**Requirement:** Make an exact transcription of the material, leaving out all images.
[Start]
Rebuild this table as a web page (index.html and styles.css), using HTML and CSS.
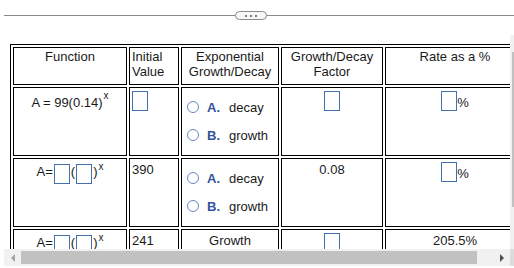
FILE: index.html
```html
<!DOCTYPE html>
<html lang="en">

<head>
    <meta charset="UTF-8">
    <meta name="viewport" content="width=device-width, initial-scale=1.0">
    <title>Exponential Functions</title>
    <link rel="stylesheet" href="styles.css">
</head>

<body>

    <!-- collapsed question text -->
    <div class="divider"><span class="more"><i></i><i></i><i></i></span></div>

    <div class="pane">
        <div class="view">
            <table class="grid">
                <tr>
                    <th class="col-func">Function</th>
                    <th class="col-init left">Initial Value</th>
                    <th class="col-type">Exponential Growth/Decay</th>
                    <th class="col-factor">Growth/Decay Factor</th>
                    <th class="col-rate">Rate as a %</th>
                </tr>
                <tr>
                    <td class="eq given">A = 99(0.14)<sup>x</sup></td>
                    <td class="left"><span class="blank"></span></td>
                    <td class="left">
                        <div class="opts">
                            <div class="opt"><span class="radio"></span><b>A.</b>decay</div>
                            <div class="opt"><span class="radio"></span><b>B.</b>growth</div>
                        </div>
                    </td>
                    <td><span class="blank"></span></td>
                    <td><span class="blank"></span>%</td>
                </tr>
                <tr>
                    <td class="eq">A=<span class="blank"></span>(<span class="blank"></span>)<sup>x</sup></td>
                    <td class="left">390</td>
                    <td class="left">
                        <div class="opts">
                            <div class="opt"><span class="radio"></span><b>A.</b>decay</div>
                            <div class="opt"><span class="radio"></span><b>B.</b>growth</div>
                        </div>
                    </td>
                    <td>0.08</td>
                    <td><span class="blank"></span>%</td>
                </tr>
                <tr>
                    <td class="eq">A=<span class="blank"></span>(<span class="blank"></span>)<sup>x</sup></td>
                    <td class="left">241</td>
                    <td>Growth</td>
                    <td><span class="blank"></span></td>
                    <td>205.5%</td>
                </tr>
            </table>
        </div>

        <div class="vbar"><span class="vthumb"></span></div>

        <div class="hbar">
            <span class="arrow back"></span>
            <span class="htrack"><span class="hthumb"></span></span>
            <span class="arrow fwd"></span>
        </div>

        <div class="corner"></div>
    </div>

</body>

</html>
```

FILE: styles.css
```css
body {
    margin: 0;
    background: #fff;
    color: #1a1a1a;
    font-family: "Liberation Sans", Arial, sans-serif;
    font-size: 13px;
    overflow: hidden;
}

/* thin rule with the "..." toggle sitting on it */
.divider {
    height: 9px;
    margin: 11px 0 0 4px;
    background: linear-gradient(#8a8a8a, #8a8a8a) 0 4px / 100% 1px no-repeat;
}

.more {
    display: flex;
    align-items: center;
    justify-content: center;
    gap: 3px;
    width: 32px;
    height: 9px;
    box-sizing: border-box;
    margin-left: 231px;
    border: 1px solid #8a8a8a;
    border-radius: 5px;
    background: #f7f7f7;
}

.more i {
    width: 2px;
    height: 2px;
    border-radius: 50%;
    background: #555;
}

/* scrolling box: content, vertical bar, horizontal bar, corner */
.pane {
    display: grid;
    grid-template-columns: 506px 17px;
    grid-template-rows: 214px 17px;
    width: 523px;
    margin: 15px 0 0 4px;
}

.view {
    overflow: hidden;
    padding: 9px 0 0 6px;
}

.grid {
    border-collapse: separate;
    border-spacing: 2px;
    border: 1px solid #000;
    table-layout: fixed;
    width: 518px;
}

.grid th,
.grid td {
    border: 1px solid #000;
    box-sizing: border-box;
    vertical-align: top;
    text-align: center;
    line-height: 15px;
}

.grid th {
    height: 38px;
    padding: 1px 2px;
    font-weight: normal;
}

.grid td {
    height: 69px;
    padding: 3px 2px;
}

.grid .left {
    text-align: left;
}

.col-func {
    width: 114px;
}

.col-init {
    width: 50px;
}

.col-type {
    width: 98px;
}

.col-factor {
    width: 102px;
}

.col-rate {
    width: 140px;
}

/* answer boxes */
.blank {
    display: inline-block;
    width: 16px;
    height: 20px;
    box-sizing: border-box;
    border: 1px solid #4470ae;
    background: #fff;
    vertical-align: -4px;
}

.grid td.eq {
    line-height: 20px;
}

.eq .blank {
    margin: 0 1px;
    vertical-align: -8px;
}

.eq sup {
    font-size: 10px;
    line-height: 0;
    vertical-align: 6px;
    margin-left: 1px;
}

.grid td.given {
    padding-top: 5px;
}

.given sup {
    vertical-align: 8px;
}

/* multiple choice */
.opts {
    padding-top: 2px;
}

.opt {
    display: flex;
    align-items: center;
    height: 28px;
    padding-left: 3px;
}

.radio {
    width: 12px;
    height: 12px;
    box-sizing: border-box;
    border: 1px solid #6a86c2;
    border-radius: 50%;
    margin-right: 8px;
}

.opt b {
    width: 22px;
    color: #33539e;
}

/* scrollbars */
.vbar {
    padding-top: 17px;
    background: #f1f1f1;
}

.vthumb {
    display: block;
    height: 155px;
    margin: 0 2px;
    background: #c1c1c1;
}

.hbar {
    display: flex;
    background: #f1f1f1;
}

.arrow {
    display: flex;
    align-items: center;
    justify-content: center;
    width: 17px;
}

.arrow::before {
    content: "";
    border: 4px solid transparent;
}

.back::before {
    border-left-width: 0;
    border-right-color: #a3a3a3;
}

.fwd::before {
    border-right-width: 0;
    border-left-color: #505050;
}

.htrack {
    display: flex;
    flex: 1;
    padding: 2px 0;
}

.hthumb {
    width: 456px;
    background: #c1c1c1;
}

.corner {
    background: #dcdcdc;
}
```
[End]
**Right answer:**
Rebuild this table as a web page (index.html and styles.css), using HTML and CSS.
FILE: index.html
```html
<!DOCTYPE html>
<html lang="en">

<head>
    <meta charset="UTF-8">
    <meta name="viewport" content="width=device-width, initial-scale=1.0">
    <title>Exponential Functions</title>
    <link rel="stylesheet" href="styles.css">
</head>

<body>

    <!-- collapsed question text -->
    <div class="divider"><span class="more"><i></i><i></i><i></i></span></div>

    <div class="pane">
        <div class="view">
            <table class="grid">
                <tr>
                    <th class="col-func">Function</th>
                    <th class="col-init left">Initial Value</th>
                    <th class="col-type">Exponential Growth/Decay</th>
                    <th class="col-factor">Growth/Decay Factor</th>
                    <th class="col-rate">Rate as a %</th>
                </tr>
                <tr>
                    <td class="eq given">A = 99(0.14)<sup>x</sup></td>
                    <td class="left"><span class="blank"></span></td>
                    <td class="left">
                        <div class="opts">
                            <div class="opt"><span class="radio"></span><b>A.</b>decay</div>
                            <div class="opt"><span class="radio"></span><b>B.</b>growth</div>
                        </div>
                    </td>
                    <td><span class="blank"></span></td>
                    <td><span class="blank"></span>%</td>
                </tr>
                <tr>
                    <td class="eq">A=<span class="blank"></span>(<span class="blank"></span>)<sup>x</sup></td>
                    <td class="left">390</td>
                    <td class="left">
                        <div class="opts">
                            <div class="opt"><span class="radio"></span><b>A.</b>decay</div>
                            <div class="opt"><span class="radio"></span><b>B.</b>growth</div>
                        </div>
                    </td>
                    <td>0.08</td>
                    <td><span class="blank"></span>%</td>
                </tr>
                <tr>
                    <td class="eq">A=<span class="blank"></span>(<span class="blank"></span>)<sup>x</sup></td>
                    <td class="left">241</td>
                    <td>Growth</td>
                    <td><span class="blank"></span></td>
                    <td>205.5%</td>
                </tr>
            </table>
        </div>

        <div class="vbar"><span class="vthumb"></span></div>

        <div class="hbar">
            <span class="arrow back"></span>
            <span class="htrack"><span class="hthumb"></span></span>
            <span class="arrow fwd"></span>
        </div>

        <div class="corner"></div>
    </div>

</body>

</html>
```

FILE: styles.css
```css
body {
    margin: 0;
    background: #fff;
    color: #1a1a1a;
    font-family: "Liberation Sans", Arial, sans-serif;
    font-size: 13px;
    overflow: hidden;
}

/* thin rule with the "..." toggle sitting on it */
.divider {
    height: 9px;
    margin: 11px 0 0 4px;
    background: linear-gradient(#8a8a8a, #8a8a8a) 0 4px / 100% 1px no-repeat;
}

.more {
    display: flex;
    align-items: center;
    justify-content: center;
    gap: 3px;
    width: 32px;
    height: 9px;
    box-sizing: border-box;
    margin-left: 231px;
    border: 1px solid #8a8a8a;
    border-radius: 5px;
    background: #f7f7f7;
}

.more i {
    width: 2px;
    height: 2px;
    border-radius: 50%;
    background: #555;
}

/* scrolling box: content, vertical bar, horizontal bar, corner */
.pane {
    display: grid;
    grid-template-columns: 506px 17px;
    grid-template-rows: 214px 17px;
    width: 523px;
    margin: 15px 0 0 4px;
}

.view {
    overflow: hidden;
    padding: 9px 0 0 6px;
}

.grid {
    border-collapse: separate;
    border-spacing: 2px;
    border: 1px solid #000;
    table-layout: fixed;
    width: 518px;
}

.grid th,
.grid td {
    border: 1px solid #000;
    box-sizing: border-box;
    vertical-align: top;
    text-align: center;
    line-height: 15px;
}

.grid th {
    height: 38px;
    padding: 1px 2px;
    font-weight: normal;
}

.grid td {
    height: 69px;
    padding: 3px 2px;
}

.grid .left {
    text-align: left;
}

.col-func {
    width: 114px;
}

.col-init {
    width: 50px;
}

.col-type {
    width: 98px;
}

.col-factor {
    width: 102px;
}

.col-rate {
    width: 140px;
}

/* answer boxes */
.blank {
    display: inline-block;
    width: 16px;
    height: 20px;
    box-sizing: border-box;
    border: 1px solid #4470ae;
    background: #fff;
    vertical-align: -4px;
}

.grid td.eq {
    line-height: 20px;
}

.eq .blank {
    margin: 0 1px;
    vertical-align: -8px;
}

.eq sup {
    font-size: 10px;
    line-height: 0;
    vertical-align: 6px;
    margin-left: 1px;
}

.grid td.given {
    padding-top: 5px;
}

.given sup {
    vertical-align: 8px;
}

/* multiple choice */
.opts {
    padding-top: 2px;
}

.opt {
    display: flex;
    align-items: center;
    height: 28px;
    padding-left: 3px;
}

.radio {
    width: 12px;
    height: 12px;
    box-sizing: border-box;
    border: 1px solid #6a86c2;
    border-radius: 50%;
    margin-right: 8px;
}

.opt b {
    width: 22px;
    color: #33539e;
}

/* scrollbars */
.vbar {
    padding-top: 17px;
    background: #f1f1f1;
}

.vthumb {
    display: block;
    height: 155px;
    margin: 0 2px;
    background: #c1c1c1;
}

.hbar {
    display: flex;
    background: #f1f1f1;
}

.arrow {
    display: flex;
    align-items: center;
    justify-content: center;
    width: 17px;
}

.arrow::before {
    content: "";
    border: 4px solid transparent;
}

.back::before {
    border-left-width: 0;
    border-right-color: #a3a3a3;
}

.fwd::before {
    border-right-width: 0;
    border-left-color: #505050;
}

.htrack {
    display: flex;
    flex: 1;
    padding: 2px 0;
}

.hthumb {
    width: 456px;
    background: #c1c1c1;
}

.corner {
    background: #dcdcdc;
}
```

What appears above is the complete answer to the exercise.